TASK DESCRIPTION -> Select from the records below every line that has the word "this" in it.

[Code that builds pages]
========================================
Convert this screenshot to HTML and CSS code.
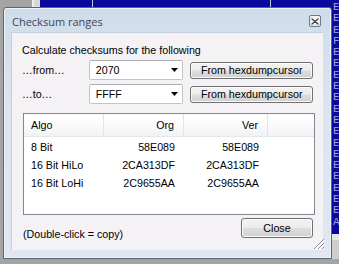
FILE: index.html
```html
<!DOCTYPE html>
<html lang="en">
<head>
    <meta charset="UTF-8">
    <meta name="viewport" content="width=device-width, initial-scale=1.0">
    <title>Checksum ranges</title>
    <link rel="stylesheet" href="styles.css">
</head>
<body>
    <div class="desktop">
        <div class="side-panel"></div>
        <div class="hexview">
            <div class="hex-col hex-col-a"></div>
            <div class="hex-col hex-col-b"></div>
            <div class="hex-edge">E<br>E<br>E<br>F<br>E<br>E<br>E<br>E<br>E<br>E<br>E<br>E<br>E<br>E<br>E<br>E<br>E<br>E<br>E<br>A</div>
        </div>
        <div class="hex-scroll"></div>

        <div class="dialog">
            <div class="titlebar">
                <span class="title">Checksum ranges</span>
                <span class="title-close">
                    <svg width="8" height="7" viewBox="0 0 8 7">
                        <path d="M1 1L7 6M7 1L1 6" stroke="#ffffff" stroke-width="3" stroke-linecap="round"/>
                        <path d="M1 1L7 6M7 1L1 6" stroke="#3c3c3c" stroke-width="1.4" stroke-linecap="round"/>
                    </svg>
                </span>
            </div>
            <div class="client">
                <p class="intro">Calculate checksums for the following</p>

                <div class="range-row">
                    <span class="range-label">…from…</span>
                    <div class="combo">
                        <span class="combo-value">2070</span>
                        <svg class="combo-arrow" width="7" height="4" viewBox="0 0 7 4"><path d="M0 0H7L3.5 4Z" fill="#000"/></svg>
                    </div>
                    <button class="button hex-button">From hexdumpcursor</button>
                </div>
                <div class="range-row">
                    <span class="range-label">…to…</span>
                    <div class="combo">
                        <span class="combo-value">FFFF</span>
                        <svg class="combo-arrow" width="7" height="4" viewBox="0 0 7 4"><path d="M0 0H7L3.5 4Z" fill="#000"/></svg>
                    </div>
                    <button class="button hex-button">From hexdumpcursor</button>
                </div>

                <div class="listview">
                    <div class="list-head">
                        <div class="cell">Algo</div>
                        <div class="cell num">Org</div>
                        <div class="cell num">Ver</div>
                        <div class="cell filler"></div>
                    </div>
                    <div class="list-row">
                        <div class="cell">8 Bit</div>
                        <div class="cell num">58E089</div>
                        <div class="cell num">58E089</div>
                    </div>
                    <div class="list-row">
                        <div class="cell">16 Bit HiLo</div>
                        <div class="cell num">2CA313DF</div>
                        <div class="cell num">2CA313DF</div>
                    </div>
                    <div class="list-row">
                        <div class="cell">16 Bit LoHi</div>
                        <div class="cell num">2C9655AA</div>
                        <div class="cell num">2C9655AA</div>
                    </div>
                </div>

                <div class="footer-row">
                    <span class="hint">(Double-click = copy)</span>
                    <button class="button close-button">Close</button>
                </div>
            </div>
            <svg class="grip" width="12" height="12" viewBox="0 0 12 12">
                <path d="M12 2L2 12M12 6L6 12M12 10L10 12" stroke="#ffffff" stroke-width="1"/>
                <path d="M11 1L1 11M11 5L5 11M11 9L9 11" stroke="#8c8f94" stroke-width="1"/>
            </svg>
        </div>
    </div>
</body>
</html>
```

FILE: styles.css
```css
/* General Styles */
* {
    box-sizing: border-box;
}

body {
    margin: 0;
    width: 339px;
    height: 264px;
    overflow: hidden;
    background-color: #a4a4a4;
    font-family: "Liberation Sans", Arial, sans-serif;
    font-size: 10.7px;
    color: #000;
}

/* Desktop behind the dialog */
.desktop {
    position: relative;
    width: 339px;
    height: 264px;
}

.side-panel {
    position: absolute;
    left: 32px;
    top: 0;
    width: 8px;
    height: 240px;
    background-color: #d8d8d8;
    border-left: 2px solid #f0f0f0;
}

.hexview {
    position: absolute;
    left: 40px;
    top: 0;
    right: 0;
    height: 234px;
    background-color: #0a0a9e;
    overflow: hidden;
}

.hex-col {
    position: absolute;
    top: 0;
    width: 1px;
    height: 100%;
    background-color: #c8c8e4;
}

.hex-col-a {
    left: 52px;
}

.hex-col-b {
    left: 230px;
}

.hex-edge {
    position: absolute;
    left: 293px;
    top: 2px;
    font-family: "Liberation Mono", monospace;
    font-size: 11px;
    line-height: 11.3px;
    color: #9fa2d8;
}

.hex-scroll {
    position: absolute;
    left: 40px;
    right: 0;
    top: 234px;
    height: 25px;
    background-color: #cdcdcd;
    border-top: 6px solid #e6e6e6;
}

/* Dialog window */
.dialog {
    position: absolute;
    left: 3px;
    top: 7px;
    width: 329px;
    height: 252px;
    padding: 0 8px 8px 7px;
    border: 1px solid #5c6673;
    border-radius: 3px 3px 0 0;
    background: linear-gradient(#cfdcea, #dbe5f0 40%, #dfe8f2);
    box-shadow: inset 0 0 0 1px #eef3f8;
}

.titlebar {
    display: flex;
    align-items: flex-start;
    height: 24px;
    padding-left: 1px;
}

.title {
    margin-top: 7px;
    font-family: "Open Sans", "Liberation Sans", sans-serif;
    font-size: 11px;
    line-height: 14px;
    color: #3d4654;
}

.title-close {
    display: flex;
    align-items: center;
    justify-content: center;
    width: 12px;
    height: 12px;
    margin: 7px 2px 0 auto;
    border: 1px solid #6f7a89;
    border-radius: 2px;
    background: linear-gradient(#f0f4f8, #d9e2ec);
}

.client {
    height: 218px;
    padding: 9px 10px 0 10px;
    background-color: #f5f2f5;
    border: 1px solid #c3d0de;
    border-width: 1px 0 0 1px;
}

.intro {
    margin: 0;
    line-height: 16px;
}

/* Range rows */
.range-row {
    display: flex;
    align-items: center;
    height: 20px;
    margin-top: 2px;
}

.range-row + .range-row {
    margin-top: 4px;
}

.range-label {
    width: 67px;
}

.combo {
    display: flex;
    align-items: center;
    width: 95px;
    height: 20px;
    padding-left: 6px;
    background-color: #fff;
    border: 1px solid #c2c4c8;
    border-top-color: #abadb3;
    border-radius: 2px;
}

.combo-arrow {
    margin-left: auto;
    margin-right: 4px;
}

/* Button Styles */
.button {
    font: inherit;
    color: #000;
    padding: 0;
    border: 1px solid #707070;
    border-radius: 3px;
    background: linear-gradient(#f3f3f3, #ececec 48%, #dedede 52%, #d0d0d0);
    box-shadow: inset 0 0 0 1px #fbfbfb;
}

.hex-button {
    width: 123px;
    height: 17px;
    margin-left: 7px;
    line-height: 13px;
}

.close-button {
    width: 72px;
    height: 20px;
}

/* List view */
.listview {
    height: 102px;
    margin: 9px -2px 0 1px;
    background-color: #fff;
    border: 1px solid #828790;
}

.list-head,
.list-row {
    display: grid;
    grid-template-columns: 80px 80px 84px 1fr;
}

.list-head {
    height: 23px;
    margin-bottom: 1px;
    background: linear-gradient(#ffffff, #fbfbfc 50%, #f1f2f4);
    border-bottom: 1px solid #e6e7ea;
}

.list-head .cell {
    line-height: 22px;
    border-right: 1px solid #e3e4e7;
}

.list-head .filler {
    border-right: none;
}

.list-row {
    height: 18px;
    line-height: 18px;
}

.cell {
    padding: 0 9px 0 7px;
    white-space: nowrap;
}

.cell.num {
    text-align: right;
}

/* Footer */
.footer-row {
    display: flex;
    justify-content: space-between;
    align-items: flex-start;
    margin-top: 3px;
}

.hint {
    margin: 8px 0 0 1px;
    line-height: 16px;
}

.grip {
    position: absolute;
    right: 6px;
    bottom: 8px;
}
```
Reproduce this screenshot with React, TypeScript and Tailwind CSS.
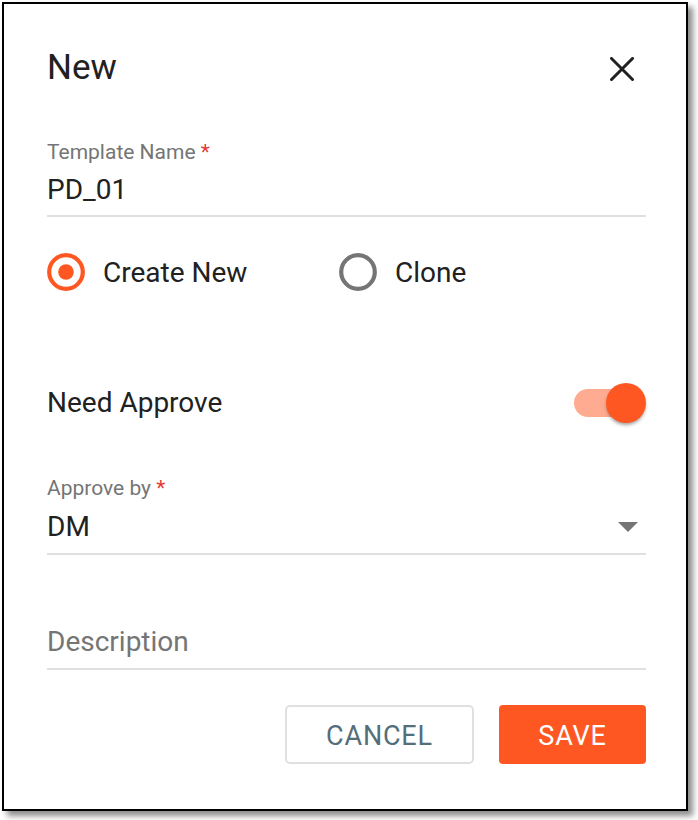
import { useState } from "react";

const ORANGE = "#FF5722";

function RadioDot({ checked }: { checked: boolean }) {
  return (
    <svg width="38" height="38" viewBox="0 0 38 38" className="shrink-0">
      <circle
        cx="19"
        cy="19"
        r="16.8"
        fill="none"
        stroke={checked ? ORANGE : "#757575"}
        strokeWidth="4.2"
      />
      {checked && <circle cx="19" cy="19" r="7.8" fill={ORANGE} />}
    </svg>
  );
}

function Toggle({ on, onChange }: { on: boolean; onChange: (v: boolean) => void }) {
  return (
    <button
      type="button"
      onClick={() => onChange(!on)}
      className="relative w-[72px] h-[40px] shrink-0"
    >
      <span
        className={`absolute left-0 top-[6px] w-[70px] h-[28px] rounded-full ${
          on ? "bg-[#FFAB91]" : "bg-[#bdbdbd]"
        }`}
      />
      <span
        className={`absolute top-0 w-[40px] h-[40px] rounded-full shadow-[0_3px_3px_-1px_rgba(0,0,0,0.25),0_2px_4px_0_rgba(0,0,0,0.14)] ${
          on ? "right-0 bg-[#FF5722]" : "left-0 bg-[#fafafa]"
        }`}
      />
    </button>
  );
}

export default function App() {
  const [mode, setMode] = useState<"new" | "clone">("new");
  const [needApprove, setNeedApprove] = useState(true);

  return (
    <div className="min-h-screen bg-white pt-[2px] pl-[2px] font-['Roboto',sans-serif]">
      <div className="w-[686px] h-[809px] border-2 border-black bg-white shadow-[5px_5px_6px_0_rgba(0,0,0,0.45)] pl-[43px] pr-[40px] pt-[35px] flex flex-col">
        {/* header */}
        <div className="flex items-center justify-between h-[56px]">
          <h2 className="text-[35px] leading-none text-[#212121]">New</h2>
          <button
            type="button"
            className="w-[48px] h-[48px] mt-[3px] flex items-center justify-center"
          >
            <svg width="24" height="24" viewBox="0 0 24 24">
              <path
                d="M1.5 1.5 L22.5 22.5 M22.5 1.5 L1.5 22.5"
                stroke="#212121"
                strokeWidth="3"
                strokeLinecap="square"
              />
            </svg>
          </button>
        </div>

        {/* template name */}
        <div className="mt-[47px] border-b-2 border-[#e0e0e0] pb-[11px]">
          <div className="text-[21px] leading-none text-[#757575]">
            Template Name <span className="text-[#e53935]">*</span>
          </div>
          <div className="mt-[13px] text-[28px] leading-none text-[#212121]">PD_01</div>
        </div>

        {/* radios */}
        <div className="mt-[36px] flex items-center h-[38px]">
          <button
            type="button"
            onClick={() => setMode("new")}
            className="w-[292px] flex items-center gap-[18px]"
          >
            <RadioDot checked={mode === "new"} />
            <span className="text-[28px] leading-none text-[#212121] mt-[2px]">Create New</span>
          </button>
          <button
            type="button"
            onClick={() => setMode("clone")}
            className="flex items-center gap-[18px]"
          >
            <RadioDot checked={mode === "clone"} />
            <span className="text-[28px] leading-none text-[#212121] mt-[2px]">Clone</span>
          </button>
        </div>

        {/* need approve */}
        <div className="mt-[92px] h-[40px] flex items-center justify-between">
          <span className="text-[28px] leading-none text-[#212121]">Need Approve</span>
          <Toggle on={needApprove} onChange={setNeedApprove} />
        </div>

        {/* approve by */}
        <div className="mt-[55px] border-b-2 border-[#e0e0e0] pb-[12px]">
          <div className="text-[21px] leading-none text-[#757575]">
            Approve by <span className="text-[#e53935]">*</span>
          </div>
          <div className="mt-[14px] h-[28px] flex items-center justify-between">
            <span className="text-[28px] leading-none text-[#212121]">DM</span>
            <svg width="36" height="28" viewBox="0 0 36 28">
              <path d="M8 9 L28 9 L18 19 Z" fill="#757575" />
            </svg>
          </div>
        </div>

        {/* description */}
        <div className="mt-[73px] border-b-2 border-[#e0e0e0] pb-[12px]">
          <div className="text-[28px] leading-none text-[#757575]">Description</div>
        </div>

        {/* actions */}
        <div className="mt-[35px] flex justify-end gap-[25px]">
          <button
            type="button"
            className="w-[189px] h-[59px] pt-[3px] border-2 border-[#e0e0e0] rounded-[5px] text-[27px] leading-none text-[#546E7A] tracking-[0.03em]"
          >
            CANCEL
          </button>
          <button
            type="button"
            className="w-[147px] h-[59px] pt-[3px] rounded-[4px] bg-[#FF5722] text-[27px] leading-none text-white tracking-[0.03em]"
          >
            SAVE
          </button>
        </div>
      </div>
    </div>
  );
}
========================================
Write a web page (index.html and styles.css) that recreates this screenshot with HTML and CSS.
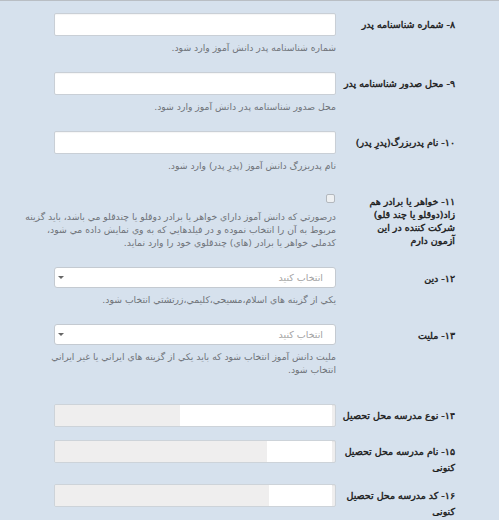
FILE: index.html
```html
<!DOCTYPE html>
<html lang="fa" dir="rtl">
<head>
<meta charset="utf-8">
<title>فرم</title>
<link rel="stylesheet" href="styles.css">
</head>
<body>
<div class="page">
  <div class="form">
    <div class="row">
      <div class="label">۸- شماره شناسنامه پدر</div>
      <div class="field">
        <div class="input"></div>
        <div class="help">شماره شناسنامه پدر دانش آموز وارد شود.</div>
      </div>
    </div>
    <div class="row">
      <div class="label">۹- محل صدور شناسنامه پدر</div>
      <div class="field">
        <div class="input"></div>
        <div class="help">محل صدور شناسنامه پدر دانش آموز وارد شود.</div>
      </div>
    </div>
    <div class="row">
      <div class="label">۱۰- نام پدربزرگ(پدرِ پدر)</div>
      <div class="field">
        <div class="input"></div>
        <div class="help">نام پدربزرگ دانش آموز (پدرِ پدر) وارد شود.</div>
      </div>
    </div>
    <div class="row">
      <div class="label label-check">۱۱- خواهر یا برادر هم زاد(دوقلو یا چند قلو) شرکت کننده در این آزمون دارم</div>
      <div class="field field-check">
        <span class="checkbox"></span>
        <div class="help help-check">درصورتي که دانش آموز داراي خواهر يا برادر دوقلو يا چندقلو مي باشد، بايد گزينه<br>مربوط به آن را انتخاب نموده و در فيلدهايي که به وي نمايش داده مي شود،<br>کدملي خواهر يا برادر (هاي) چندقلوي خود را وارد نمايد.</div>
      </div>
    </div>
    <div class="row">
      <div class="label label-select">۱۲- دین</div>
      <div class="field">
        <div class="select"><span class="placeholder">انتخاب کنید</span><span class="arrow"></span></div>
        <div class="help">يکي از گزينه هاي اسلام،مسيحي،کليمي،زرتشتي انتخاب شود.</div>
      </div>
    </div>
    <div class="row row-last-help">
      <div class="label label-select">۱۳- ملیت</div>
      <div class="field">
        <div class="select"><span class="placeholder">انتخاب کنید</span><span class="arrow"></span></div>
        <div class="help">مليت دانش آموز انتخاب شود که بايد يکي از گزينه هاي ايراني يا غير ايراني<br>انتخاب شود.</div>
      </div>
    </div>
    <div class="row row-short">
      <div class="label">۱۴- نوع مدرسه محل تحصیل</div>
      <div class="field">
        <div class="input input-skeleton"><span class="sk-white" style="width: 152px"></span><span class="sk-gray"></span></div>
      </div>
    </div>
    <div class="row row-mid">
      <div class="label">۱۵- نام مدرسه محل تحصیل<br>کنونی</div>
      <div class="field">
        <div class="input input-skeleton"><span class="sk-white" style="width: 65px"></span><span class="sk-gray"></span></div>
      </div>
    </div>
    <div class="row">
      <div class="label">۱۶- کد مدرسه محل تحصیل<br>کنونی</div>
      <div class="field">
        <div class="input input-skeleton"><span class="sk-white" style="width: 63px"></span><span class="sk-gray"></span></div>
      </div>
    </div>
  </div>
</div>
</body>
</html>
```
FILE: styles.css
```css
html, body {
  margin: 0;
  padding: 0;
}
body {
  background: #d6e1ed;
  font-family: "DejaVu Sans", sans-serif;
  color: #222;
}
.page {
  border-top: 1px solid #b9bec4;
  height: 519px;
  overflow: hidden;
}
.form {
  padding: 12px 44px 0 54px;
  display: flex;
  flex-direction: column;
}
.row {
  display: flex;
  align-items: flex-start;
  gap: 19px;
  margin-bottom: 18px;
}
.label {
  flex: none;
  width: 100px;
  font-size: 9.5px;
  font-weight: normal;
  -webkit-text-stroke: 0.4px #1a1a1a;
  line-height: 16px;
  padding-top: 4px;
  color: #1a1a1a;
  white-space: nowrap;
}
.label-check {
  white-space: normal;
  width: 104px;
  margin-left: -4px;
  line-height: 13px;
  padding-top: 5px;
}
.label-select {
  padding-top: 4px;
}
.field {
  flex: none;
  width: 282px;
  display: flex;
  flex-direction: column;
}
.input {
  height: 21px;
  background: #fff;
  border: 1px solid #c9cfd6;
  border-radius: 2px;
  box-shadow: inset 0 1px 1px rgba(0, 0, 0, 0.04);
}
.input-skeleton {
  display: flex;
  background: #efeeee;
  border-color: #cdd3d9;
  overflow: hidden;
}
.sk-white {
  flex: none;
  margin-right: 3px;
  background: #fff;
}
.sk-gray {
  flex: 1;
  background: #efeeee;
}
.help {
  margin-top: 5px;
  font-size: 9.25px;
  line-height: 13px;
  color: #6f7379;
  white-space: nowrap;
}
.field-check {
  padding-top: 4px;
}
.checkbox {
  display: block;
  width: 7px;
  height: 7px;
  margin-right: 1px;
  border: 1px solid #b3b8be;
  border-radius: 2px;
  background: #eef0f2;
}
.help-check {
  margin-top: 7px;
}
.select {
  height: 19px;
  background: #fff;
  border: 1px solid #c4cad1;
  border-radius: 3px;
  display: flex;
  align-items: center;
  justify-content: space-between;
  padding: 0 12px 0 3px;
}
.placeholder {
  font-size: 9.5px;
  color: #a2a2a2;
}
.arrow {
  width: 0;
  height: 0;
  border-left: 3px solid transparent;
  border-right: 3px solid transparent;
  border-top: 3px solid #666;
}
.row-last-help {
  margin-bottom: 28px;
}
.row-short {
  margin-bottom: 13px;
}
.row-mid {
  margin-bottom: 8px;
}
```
========================================
WRITTEN ANSWER ->
Convert this screenshot to HTML and CSS code.
Reproduce this screenshot with React, TypeScript and Tailwind CSS.
Write a web page (index.html and styles.css) that recreates this screenshot with HTML and CSS.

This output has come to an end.